Quant au mauvais pasteur du verset 16, c’est sans doute Antigone, celui qui régnait au moment où Hérode, aidé des Romains, lui a arraché la royauté avec la vie.

Au chapitre suivant (12-2), une ivresse s’empare des peuples et leur fait assiéger Jérusalem, et Juda même l’assiège avec eux. Juda, c’est Hérode lui-même, en compagnie de Sossius, et c’est en effet la première fois, et la seule fois dans l’histoire, qu’on voie des Juifs assiéger Jérusalem. Le prophète revient plus loin sur un fait aussi étrange (12-7 et 14-14).

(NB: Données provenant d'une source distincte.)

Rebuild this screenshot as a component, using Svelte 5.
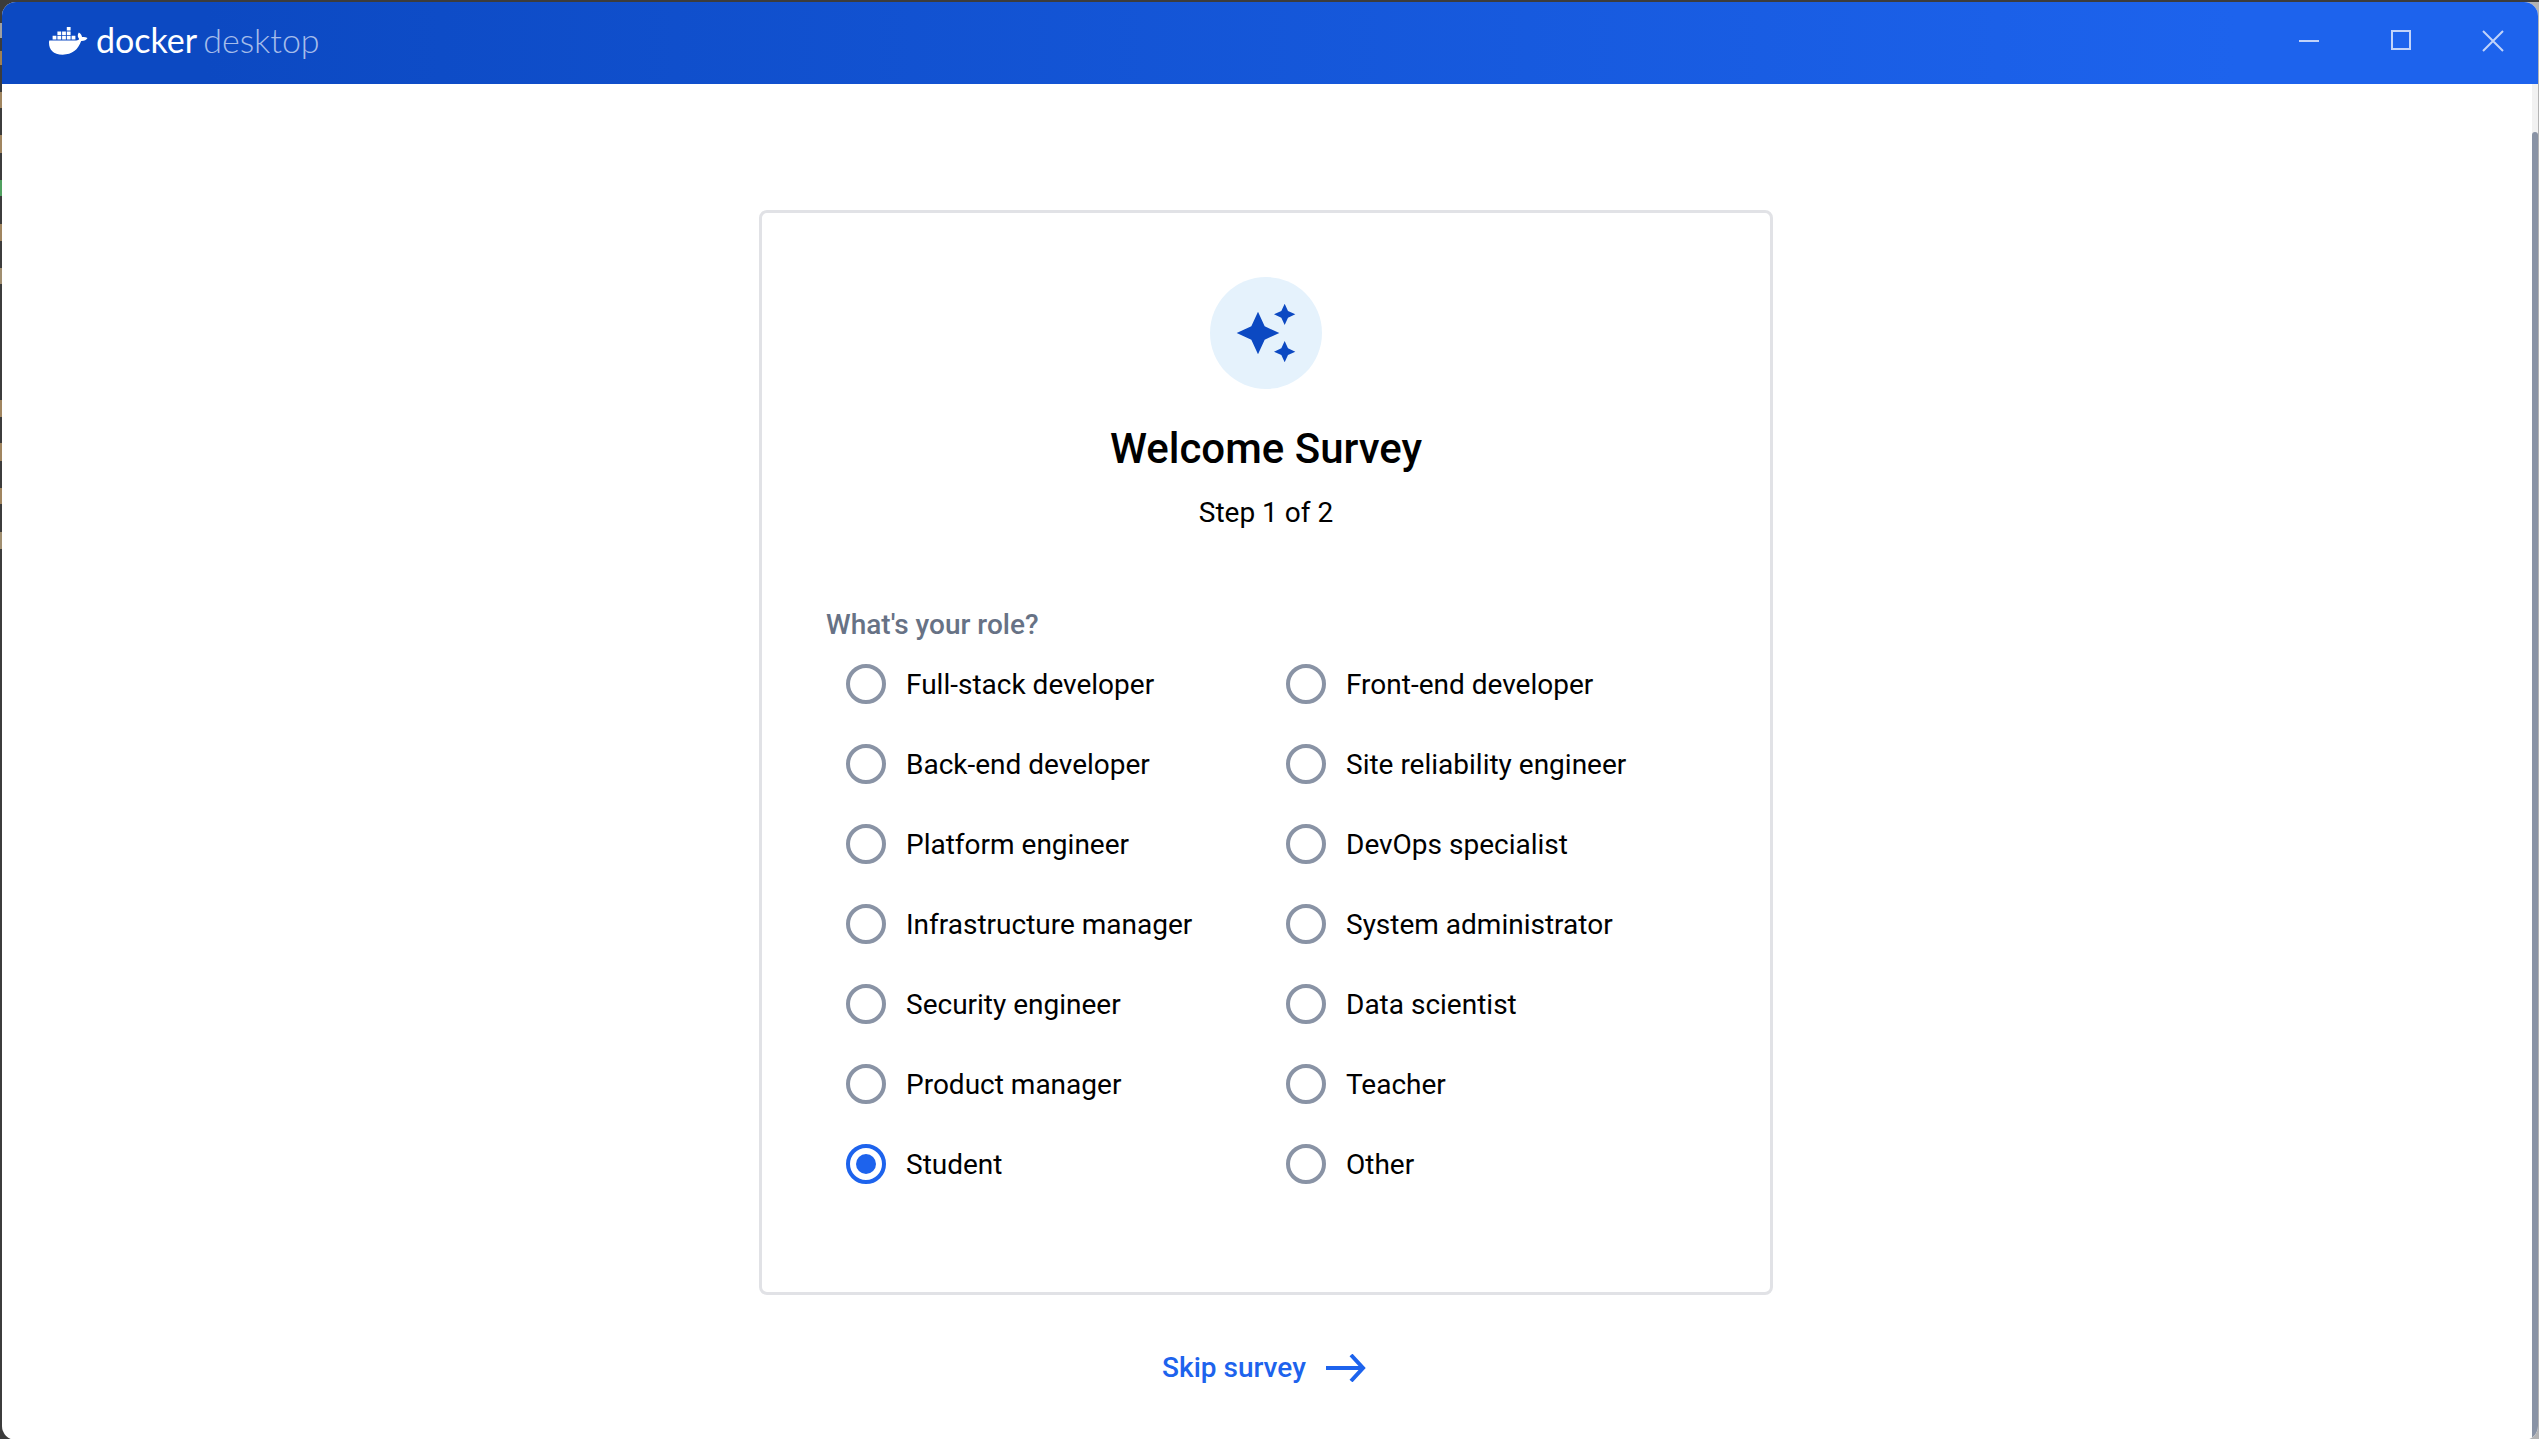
<script>
  const roles = [
    'Full-stack developer', 'Front-end developer',
    'Back-end developer', 'Site reliability engineer',
    'Platform engineer', 'DevOps specialist',
    'Infrastructure manager', 'System administrator',
    'Security engineer', 'Data scientist',
    'Product manager', 'Teacher',
    'Student', 'Other',
  ];
  let role = $state('Student');
</script>

<div class="desktop">
  <div class="window">
    <header>
      <div class="brand">
        <svg class="whale" viewBox="0 0 39 28" aria-hidden="true">
          <path fill="#fff" d="M0.3 13.4H27.2C28.8 13.2 29.9 12.5 30.2 11.9C28.6 10.2 28.2 7.9 29.8 5.4C32 6.7 33 8.4 33 10.1C35.2 9.8 37 10.1 38.5 11.1C37.4 13.3 35.2 14.2 32.2 14.1C29 22.8 23.2 27.7 13.7 27.7C4.2 27.7 0 22.8 0 15.8C0 14.8 0.1 14 0.3 13.4Z" />
          <g fill="#fff">
            <path d="M3.6 8.8h3.8v3.8H3.6zM8.4 8.8h3.8v3.8H8.4zM13.1 8.8h3.8v3.8h-3.8zM17.8 8.8h3.8v3.8h-3.8zM22.6 8.8h3.8v3.8h-3.8z" />
            <path d="M8.4 4.4h3.8v3.6H8.4zM13.1 4.4h3.8v3.6h-3.8zM17.8 4.4h3.8v3.6h-3.8zM17.8 0h3.8v3.6h-3.8z" />
          </g>
        </svg>
        <span class="name">docker</span>
        <span class="product">desktop</span>
      </div>
      <div class="controls">
        <button type="button" aria-label="Minimize">
          <svg viewBox="0 0 22 22"><path d="M1 11h20" /></svg>
        </button>
        <button type="button" aria-label="Maximize">
          <svg viewBox="0 0 22 22"><path d="M2 1h18v18H2z" /></svg>
        </button>
        <button type="button" aria-label="Close">
          <svg viewBox="0 0 22 22"><path d="M1 1l20 20M21 1L1 21" /></svg>
        </button>
      </div>
    </header>

    <div class="body">
      <main>
        <form class="card">
          <div class="badge">
            <svg viewBox="0 0 24 24" aria-hidden="true">
              <path d="M19 9l1.25-2.75L23 5l-2.75-1.25L19 1l-1.25 2.75L15 5l2.75 1.25L19 9zM11.5 9.500L9 4 6.500 9.500 1 12l5.500 2.500L9 20l2.500-5.500L17 12l-5.500-2.500zM19 15l-1.250 2.750L15 19l2.750 1.250L19 23l1.250-2.750L23 19l-2.750-1.250L19 15z" />
            </svg>
          </div>
          <h1>Welcome Survey</h1>
          <p>Step 1 of 2</p>
          <fieldset>
            <legend>What's your role?</legend>
            <div class="roles">
              {#each roles as name}
                <label>
                  <input type="radio" name="role" value={name} bind:group={role} />
                  <span>{name}</span>
                </label>
              {/each}
            </div>
          </fieldset>
        </form>
        <button type="button" class="skip">
          Skip survey
          <svg viewBox="0 0 48 28" aria-hidden="true"><path d="M4 14h37M29 1l12 13-12 13" /></svg>
        </button>
      </main>
      <div class="track"><div class="thumb"></div></div>
    </div>
  </div>
</div>

<style>
  :global(body) {
    margin: 0;
  }

  .desktop {
    box-sizing: border-box;
    display: flex;
    min-height: 100vh;
    padding: 2px 1px 1px 2px;
    /* top edge, then the editor lines showing past the left edge, then the desktop */
    background:
      linear-gradient(#3c3c3c, #3c3c3c) 0 0 / 100% 2px no-repeat,
      linear-gradient(
        #3c3c3c 23px, #a0a0a0 23px 38px, #3c3c3c 38px 51px, #a08050 51px 65px,
        #3c3c3c 65px 92px, #a08560 92px 108px, #3c3c3c 108px 135px, #a08560 135px 153px,
        #3c3c3c 153px 180px, #50a060 180px 196px, #3c3c3c 196px 224px, #a08560 224px 241px,
        #3c3c3c 241px 268px, #a08e70 268px 284px, #3c3c3c 284px 400px, #a08560 400px 417px,
        #3c3c3c 417px 443px, #a08560 443px 461px, #3c3c3c 461px 488px, #a08560 488px 504px,
        #3c3c3c 504px 532px, #a08e70 532px 549px, #3c3c3c 549px
      ) 0 0 / 2px 100% no-repeat,
      linear-gradient(90deg, #3c3c3c 66%, #b4b4b4 67%);
    font-family: Roboto, "Liberation Sans", sans-serif;
    font-size: 28px;
    line-height: 40px;
    color: #000;
  }

  .window {
    flex: 1;
    display: flex;
    flex-direction: column;
    overflow: hidden;
    border-radius: 14px;
    background: #fff;
  }

  header {
    box-sizing: border-box;
    display: flex;
    align-items: center;
    justify-content: space-between;
    height: 82px;
    padding: 0 21px 4px 47px;
    background: linear-gradient(90deg, #0c49c2 8%, #1d63ed 88%);
  }

  .brand {
    display: flex;
    align-items: center;
    font-family: Lato, sans-serif;
    font-size: 34px;
    line-height: 38px;
    color: #fff;
  }

  .name,
  .product {
    padding-bottom: 3px;
  }

  .whale {
    width: 39px;
    height: 28px;
    margin-right: 8px;
  }

  .product {
    margin-left: 6px;
    font-weight: 300;
    color: #a5bcea;
  }

  .controls {
    display: flex;
    gap: 44px;
  }

  .controls button {
    display: flex;
    padding: 13px;
    border: 0;
    background: none;
  }

  .controls svg {
    width: 22px;
    height: 22px;
    fill: none;
    stroke: #c1d3fa;
    stroke-width: 2;
  }

  .body {
    flex: 1;
    display: flex;
  }

  main {
    flex: 1;
    display: flex;
    flex-direction: column;
    align-items: center;
    padding: 126px 2px 0 0;
  }

  .card {
    box-sizing: border-box;
    display: flex;
    flex-direction: column;
    align-items: center;
    width: 1014px;
    padding: 64px 64px 88px;
    border: 3px solid #e1e2e6;
    border-radius: 8px;
  }

  .badge {
    display: flex;
    align-items: center;
    justify-content: center;
    width: 112px;
    height: 112px;
    border-radius: 50%;
    background: #e5f2fc;
  }

  .badge svg {
    width: 64px;
    height: 64px;
    fill: #0c49c2;
  }

  h1 {
    margin: 32px 0 0;
    font-size: 42px;
    font-weight: 500;
    line-height: 56px;
  }

  p {
    margin: 16px 0 0;
  }

  fieldset {
    align-self: stretch;
    margin: 73px 0 0;
    padding: 0;
    border: 0;
  }

  legend {
    padding: 0;
    font-weight: 500;
    line-height: 38px;
    color: #677285;
  }

  .roles {
    display: grid;
    grid-template-columns: 1fr 1fr;
  }

  label {
    display: flex;
    align-items: center;
    gap: 20px;
    height: 80px;
    padding-left: 20px;
    line-height: 41px;
  }

  input {
    appearance: none;
    box-sizing: border-box;
    width: 40px;
    height: 40px;
    margin: 0;
    border: 4px solid #8993a5;
    border-radius: 50%;
  }

  input:checked {
    padding: 6px;
    border-color: #1d63ed;
  }

  input:checked::before {
    content: "";
    display: block;
    width: 20px;
    height: 20px;
    border-radius: 50%;
    background: #1d63ed;
  }

  .skip {
    display: flex;
    align-items: center;
    gap: 16px;
    margin: 40px 0;
    padding: 12px 0;
    border: 0;
    background: none;
    font: inherit;
    font-weight: 500;
    line-height: 41px;
    color: #1d63ed;
  }

  .skip svg {
    width: 48px;
    height: 28px;
    fill: none;
    stroke: currentColor;
    stroke-width: 4;
  }

  .track {
    width: 6px;
    padding-top: 48px;
    display: flex;
    background: #f1f1f1;
  }

  .thumb {
    flex: 1;
    border-radius: 3px 3px 0 0;
    background: #8993a5;
  }
</style>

Il est impossible d’expliquer ce passage d’une manière satisfaisante, si on ne se place pas au temps d’Hérode.

Mais, pour l’avenir, Jérusalem n’a plus maintenant rien à craindre : le plus faible y est désormais un David, et la maison de David (c’est-à-dire la royauté) y est un dieu : « c’est l’ange de Jéhova qui marche devant son peuple (12-8). »

« Et Jéhova répand sur la maison de David et sur les habitans de Jérusalem un esprit d’affection et d’imploration, et ils se tournent vers moi, vers celui qu’ils ont déchiré, et ils pleurent comme sur un premier-né, comme sur un fils unique (12-10). » Ce déchiré métaphorique pouvant être pris aussi au sens propre[1], on trouve ce verset, dans le quatrième évangile (19-37), appliqué au Christ mis en croix.

Cependant, Juda règne d’une mer à l’autre (9-10) et fait régner la paix autour de lui. Plus d’armes, plus de chars de guerre. Son roi fait son entrée sur l’âne, sur le poulain, fils de l’ânesse (9-9)[2] ;

  1. Gesenius, p. 230.
  2. Le mot de poulain est le seul que je trouve à employer.